Life isn’t supposed to feel like a constant sprint. Most of us push through our days on autopilot, always rushing, rarely pausing — and wondering why we still feel behind. Nature tells a different story. Tides, trees, and seasons show us that real growth has rhythm. In this article, you’ll see how those lessons translate to everyday life, and how adjusting your pace to the natural pace of life can bring more clarity, steadiness, and ease, without losing momentum or ambition along the way.
“Nature does not hurry, yet everything is accomplished.”
– Lao Tzu
The rhythm of our days has a way of speaking, even when we don’t slow down enough to listen. Some stretches feel grounded and spacious; others blur past in a rush, as if life is quietly urging us to keep up. We rarely question that pace until something inside us grows tired — a heaviness, a restlessness, a sense that we’re moving fast but not always present.

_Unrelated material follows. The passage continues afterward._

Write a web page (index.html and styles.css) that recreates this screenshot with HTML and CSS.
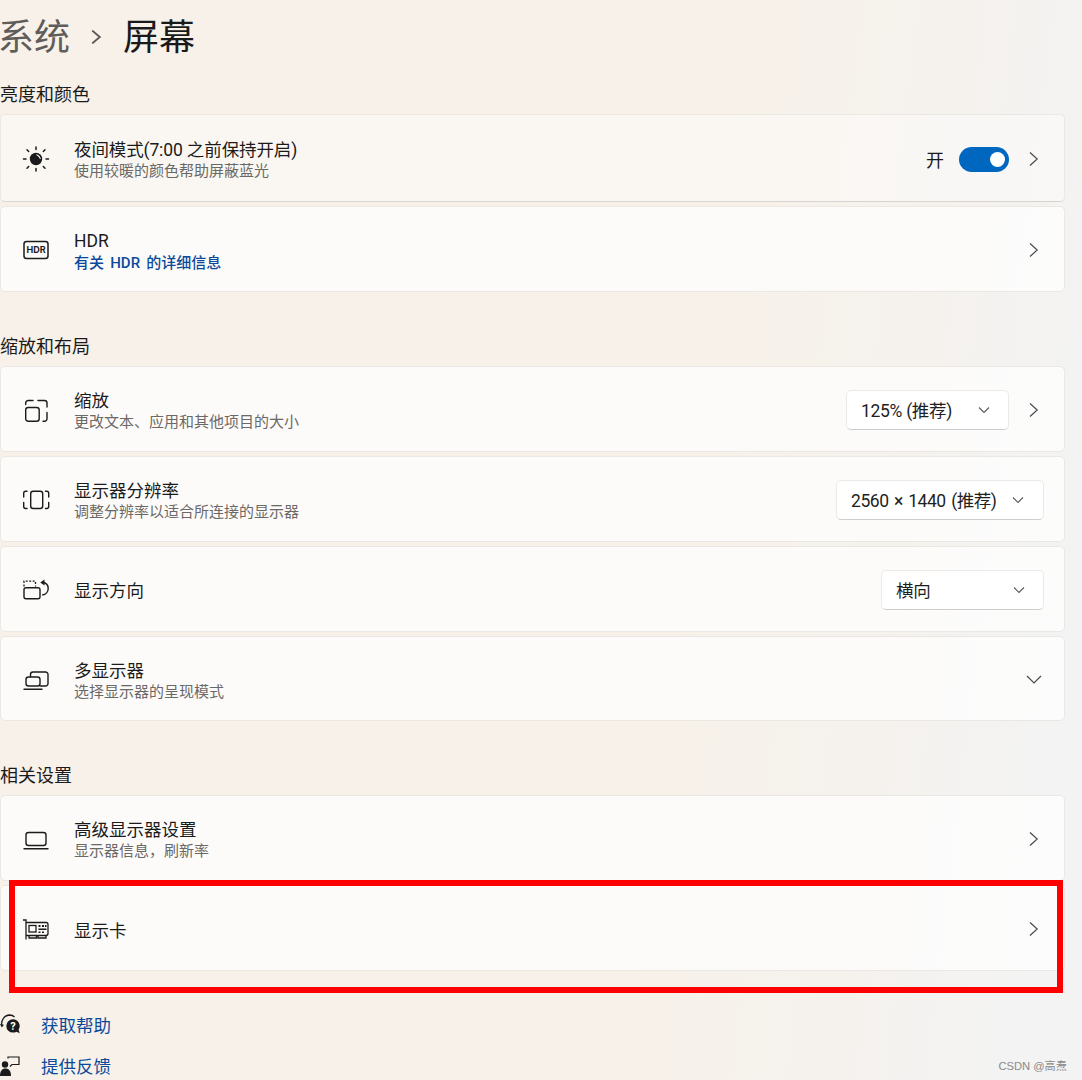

And yet, pace quietly shapes everything: our choices, our healing, our capacity to show up for what matters.
When we look closely at nature, we discover something humbling: nothing tries to sprint through its entire existence. The ocean doesn’t hold its breath between waves. Trees don’t force branches to grow overnight. Seasons never hurry, yet everything unfolds exactly when it should.
And still, most of us live as if there’s only one acceptable speed: faster.
We push. We compress timelines. We measure our worth by how much we can squeeze into a day. And when we inevitably get tired, our first instinct is not compassion — it’s blame. What’s wrong with me? Why can’t I keep up?
But maybe the problem isn’t our capacity. Maybe it’s our pace — our disconnection from the natural pace of life that everything in nature follows.
As you get older, you gain a wider view — a larger stretch of life behind you to observe. Patterns start to appear. You can see where rushing helped you move, but also where it caused you to miss the deeper current beneath events.
When I look back, I can clearly recognize the seasons when I maneuvered through life like a race car driver — alert, fast, always leaning forward. I believed movement itself meant progress. Slowing down felt unsafe, and pauses felt pointless.
It’s only more recently that I’ve come to appreciate a slower, steadier, more settled pace. Not because ambition disappeared, but because I finally noticed how often meaning, clarity, and healing arrive in the spaces between. I didn’t always value stillness or integration. Now I see that the pauses, the cadence — all of it plays a part in our journey.
And maybe you’ve sensed this too.
Maybe you’ve seen how some of the most important shifts in your life happened when you softened, when you waited, when you listened — not when you sped up. Maybe you’re beginning to wonder what your life might feel like if your pace matched your season instead of your expectations.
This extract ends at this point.